Let’s say you want to change lanes and there is a bus beside you. No problem. Just slowly start edging over, and the bus will edge over and so on. Traffic flow is not rigid in Bangkok. I would say traffic is quite fluid. There is a continual shifting of cars between lanes. Many cars drive on the lines too. No one stays in the same lane for longer than a minute or two. Just a constant shifting. The drivers must be far more aware of what is going on around them than we are in Canada. You want to get out into traffic from a side street? Don’t wait, just push your way in. Cut someone off. But the Thai drivers expect that and everyone just adjusts and flows around you. The only horns I heard came when someone did something rude – instead of a gentle nudging over or cutting in, they made a sharp turn cutting across in front of a car. That will get a horn. You want to cross the street? Don’t wait for the traffic or the chicken will never get across the road. You just step out and start walking. But don’t run. You’ll get killed. Keep a steady pace and just walk, and again, traffic will just veer around you. I can imagine a Thai pedestrian wouldn’t last long in downtown Toronto, and Thai drivers would create chaos in Canada. I only saw evidence of one accident while here and surprisingly I saw no vehicles with side scrapes! I have never had so many cars come within less than an inch of mine, no exaggeration, and not scrape us. (I was in taxis the whole time – I wouldn’t dare try to drive here.) It actually became fun to watch the flow of traffic.
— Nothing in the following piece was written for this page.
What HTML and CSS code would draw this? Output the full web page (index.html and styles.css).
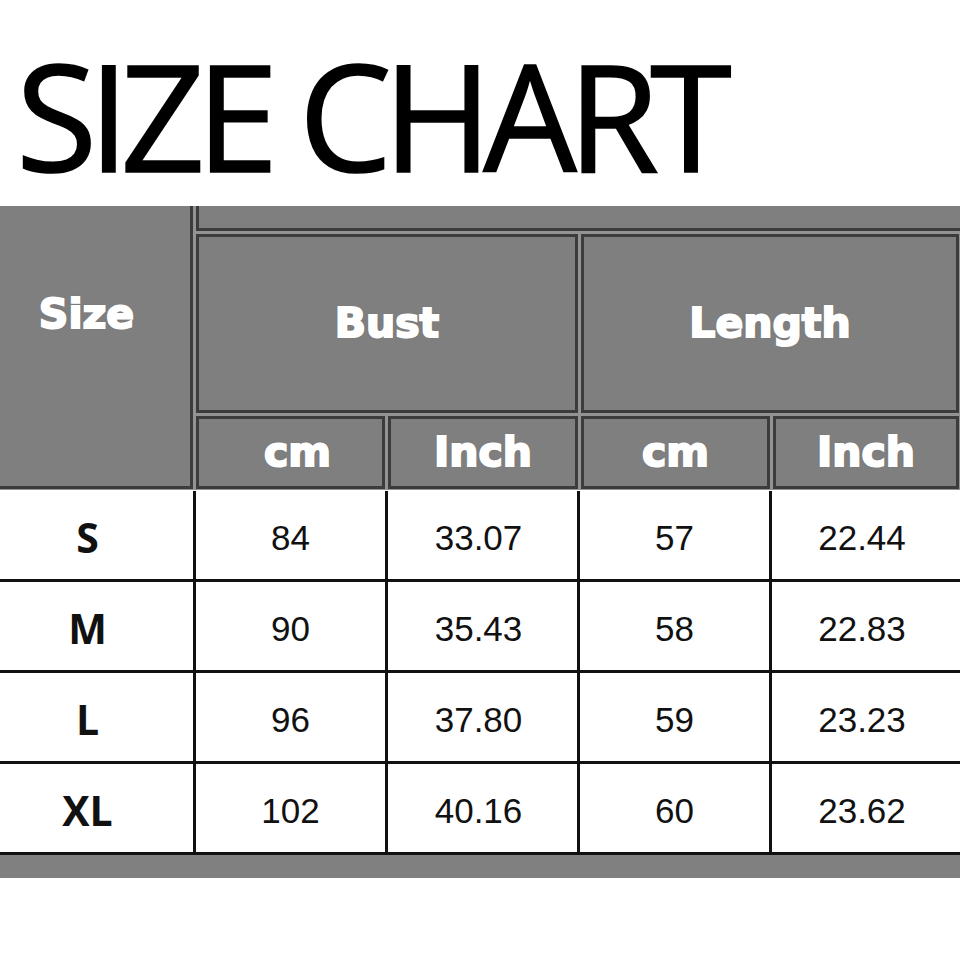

- I love Thai food in Canada and I ate a whole lot of it here. The food seemed to be the same as what we have in Canada, but it only comes with one temperature – spicy hot! It will burn your tongue. At home we have mild, medium and hot, but those choices don’t exist here. There are some mild dishes, but once they put the spice in, watch out. They also have very unusual combinations of food. No kidding, three scoops of ice cream in a hot dog bun! Corn is considered a sweet thing here, so you’ll find it on ice cream, in pies and on a salad. The most surprising place I saw corn was on a Canadian pizza. Ham, mushrooms and corn. Why not? They mostly have it for dessert, not as part of the main course. They don’t have breakfast foods here, so a breakfast buffet is really a dinner buffet, except it is at breakfast time. In the hotel in Chiang Mai, because it catered to Westerners, it did have some breakfast cereals.
- The people are very polite. When you negotiate, don’t be forceful at all. Just gently ask if there is a discount and look disappointed if there isn’t. You can suggest a price, but do it in a very polite and friendly way. If you start acting dismissive, hostile or in any way try to use power or threats (“If you don’t come down, I’ll just walk away”) the seller will just decide not to sell to you.
- Chiang Mai contains a lot more people who speak English than Bangkok does. I don’t know how I would have gotten around Bangkok without Jessica to guide me. Very few signs are in English anywhere. I registered to vote at the Canadian embassy and went to the Indian visa office, but I don’t think I would have found either on my own. Also, not one taxi driver out of the many that I’ve had, spoke any English.
- I haven’t done any tourist things this week because I’m coming back with my whole family (Yes! We found a time when everyone can get off work and is willing to fly to see Jessica), so I’m saving the touristy things for then.
- Church last week was great. It was all in Thai, but there was translation in English. The first worship song only had Thai words, but it was beautiful. All the others were songs we sing in Canada, but they were sung in Thai. But the first one, oh I wish I knew what it was about. I wish it was translated and brought to Canada. It sounded celebratory and glorious at the same time. I’m pretty sure it was about the wonderful greatness of God. It just lifted my spirit to hear it sung.
- The temperature in Bangkok is in the low eighties, which is unseasonably cool. The senior pastor said in his sermon that the world was filled with strange unnatural events these last few months, and he said “Why, it has been so cold this month that I have turned “the hot weather maker” on five times!” The ‘hot weather maker’ is how whatever he said in Thai was translated into English. But turning on the heat when it is in the low eighties! Really. Then in Chiang Mai, where it was in the low seventies, they said it was unseasonably hot and more like May, which is the hottest month of the year. Topsy-turvy.
- I am amazed at how much food is sold from street stands. It’s everywhere. It is cheaper to buy food on the street already made and take it home for dinner than it is to go shopping and buy the ingredients and make it yourself.
- I treated myself to a traditional Thai massage. Don’t believe that last word. It is not a massage. It is a stretching and contorting of your limbs to the limits of your range of motion. It was the best stretching exercise I’ve done, but it certainly is not a massage! However, it did feel good to stretch like that.
Thailand is a lovely country and well worth seeing. Just be sure to have a guide.